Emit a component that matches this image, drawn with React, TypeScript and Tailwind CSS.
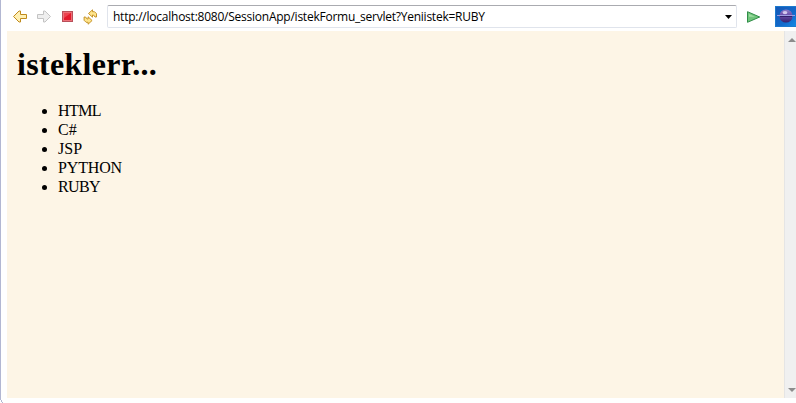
import React from "react";

const items = [
  { name: "HTML", spacing: "tracking-[-0.6px]" },
  { name: "C#", spacing: "tracking-normal" },
  { name: "JSP", spacing: "tracking-normal" },
  { name: "PYTHON", spacing: "tracking-[-0.15px]" },
  { name: "RUBY", spacing: "tracking-[-0.6px]" },
];

function Arrow({ forward = false }: { forward?: boolean }) {
  return (
    <svg width="16" height="16" viewBox="0 0 16 16" className="shrink-0">
      <g transform={forward ? "translate(16 0) scale(-1 1)" : undefined}>
        <path
          d="M1.5 7.5 L7 2 H8.5 V5.5 H14.5 V9.5 H8.5 V13 H7 Z"
          fill={forward ? "#eeeeee" : "#fff0b4"}
          stroke={forward ? "#c3c3c3" : "#c08a1c"}
        />
      </g>
    </svg>
  );
}

function Stop() {
  return (
    <svg width="11" height="11" viewBox="0 0 11 11" className="shrink-0">
      <rect x=".5" y=".5" width="10" height="10" fill="#ee7078" stroke="#b8505a" />
      <rect x="2" y="2" width="7" height="7" fill="#e3192c" />
      <path d="M2 2H9L2 7Z" fill="#ec4450" />
    </svg>
  );
}

function Refresh() {
  const piece = "M5.5 4.5 L9.5 .8 V2.7 H11.5 L13.5 4.7 V8 H12 L10.5 6 H9.5 V8.2 Z";
  return (
    <svg width="15" height="16" viewBox="0 0 15 16" className="shrink-0" fill="#ffe58c" stroke="#c08a1c" strokeWidth=".9" strokeLinejoin="round">
      <path d={piece} />
      <path d={piece} transform="rotate(180 7.3 8)" />
    </svg>
  );
}

function Go() {
  return (
    <svg width="14" height="12" viewBox="0 0 14 12" className="shrink-0">
      <path d="M.5 .7 L12.7 6 L.5 11.3 Z" fill="#70c57b" stroke="#308d48" />
      <path d="M2 3L8 5.7H2Z" fill="#a0dda2" />
    </svg>
  );
}

function Globe() {
  return (
    <svg width="21" height="21" viewBox="0 0 21 21" className="shrink-0">
      <defs>
        <linearGradient id="sky" x1="0" y1="0" x2="1" y2="1">
          <stop stopColor="#1557b5" />
          <stop offset=".6" stopColor="#126acb" />
          <stop offset="1" stopColor="#168be5" />
        </linearGradient>
        <linearGradient id="planet" x1="0" y1="0" x2="0" y2="1">
          <stop stopColor="#8c7cc8" />
          <stop offset=".45" stopColor="#6a4ea8" />
          <stop offset="1" stopColor="#33206c" />
        </linearGradient>
      </defs>
      <rect x=".5" y=".5" width="21" height="20" fill="url(#sky)" stroke="#1c79cd" />
      <circle cx="11" cy="10" r="6.6" fill="url(#planet)" />
      <path d="M2 9.5H20" stroke="#9d9be0" />
      <path d="M5 10.5H17" stroke="#33206c" />
      <ellipse cx="10" cy="6.6" rx="2.4" ry="1.6" fill="#d2c8ed" />
    </svg>
  );
}

function ScrollArrow({ down = false }: { down?: boolean }) {
  return (
    <svg width="8" height="4" viewBox="0 0 8 4" className="ml-[3px] shrink-0">
      <path d={down ? "M0 0H8L4 4Z" : "M0 4H8L4 0Z"} fill="#8c8c8c" />
    </svg>
  );
}

export default function App() {
  return (
    <div className="flex h-[403px] w-[796px] flex-col overflow-hidden bg-white text-black">
      <div className="flex h-[400px] shrink-0 flex-col border-l border-[#b2b7d2]">
        <header className="flex h-[31px] shrink-0 items-center pt-[2px]">
          <div className="ml-[11px] flex items-center gap-2">
            <Arrow />
            <Arrow forward />
          </div>
          <div className="ml-[10px]"><Stop /></div>
          <div className="ml-[10px]"><Refresh /></div>
          <div className="ml-[9px] flex h-[23px] w-[630px] shrink-0 items-center justify-between rounded-[2px] border border-[#e0e4ec] border-t-[#aaabb0] pl-[5px] pr-1">
            <span className="whitespace-nowrap font-['Open_Sans','Noto_Sans',sans-serif] text-[12px] leading-[18px] tracking-[-0.24px]">
              http://localhost:8080/SessionApp/istekFormu_servlet?Yeniistek=RUBY
            </span>
            <svg width="7" height="4" viewBox="0 0 7 4"><path d="M0 0H7L3.5 4Z" /></svg>
          </div>
          <div className="ml-[10px]"><Go /></div>
          <div className="ml-[14px]"><Globe /></div>
        </header>
        <div className="ml-[6px] flex h-[367px]">
          <main className="w-[777px] bg-[#fdf5e6] pl-[10px] pt-[15px] font-['Liberation_Serif',serif]">
            <h1 className="text-[32px] font-bold leading-[37px] tracking-[0.3px]">isteklerr...</h1>
            <ul className="mt-[18px] list-disc pl-[41px] text-[16px] leading-[19px]">
              {items.map((item) => (
                <li key={item.name} className={item.spacing}>{item.name}</li>
              ))}
            </ul>
          </main>
          <aside className="flex w-[12px] flex-col justify-between border-l border-[#e5e5e5] bg-[#f0f0f0] pb-[6px] pt-[7px]">
            <ScrollArrow />
            <ScrollArrow down />
          </aside>
        </div>
      </div>
      <svg width="3" height="3" viewBox="0 0 3 3"><path d="M1 0H2V2H3V3H2V2H1Z" fill="#b2b7d2" /></svg>
    </div>
  );
}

TASK INSTRUCTIONS:
Starting at the first line of the material, output exactly the lines up to and including the one with "import React from". Do not include the pictures.

OUTPUT OF THE TASK:
Emit a component that matches this image, drawn with React, TypeScript and Tailwind CSS.
import React from "react";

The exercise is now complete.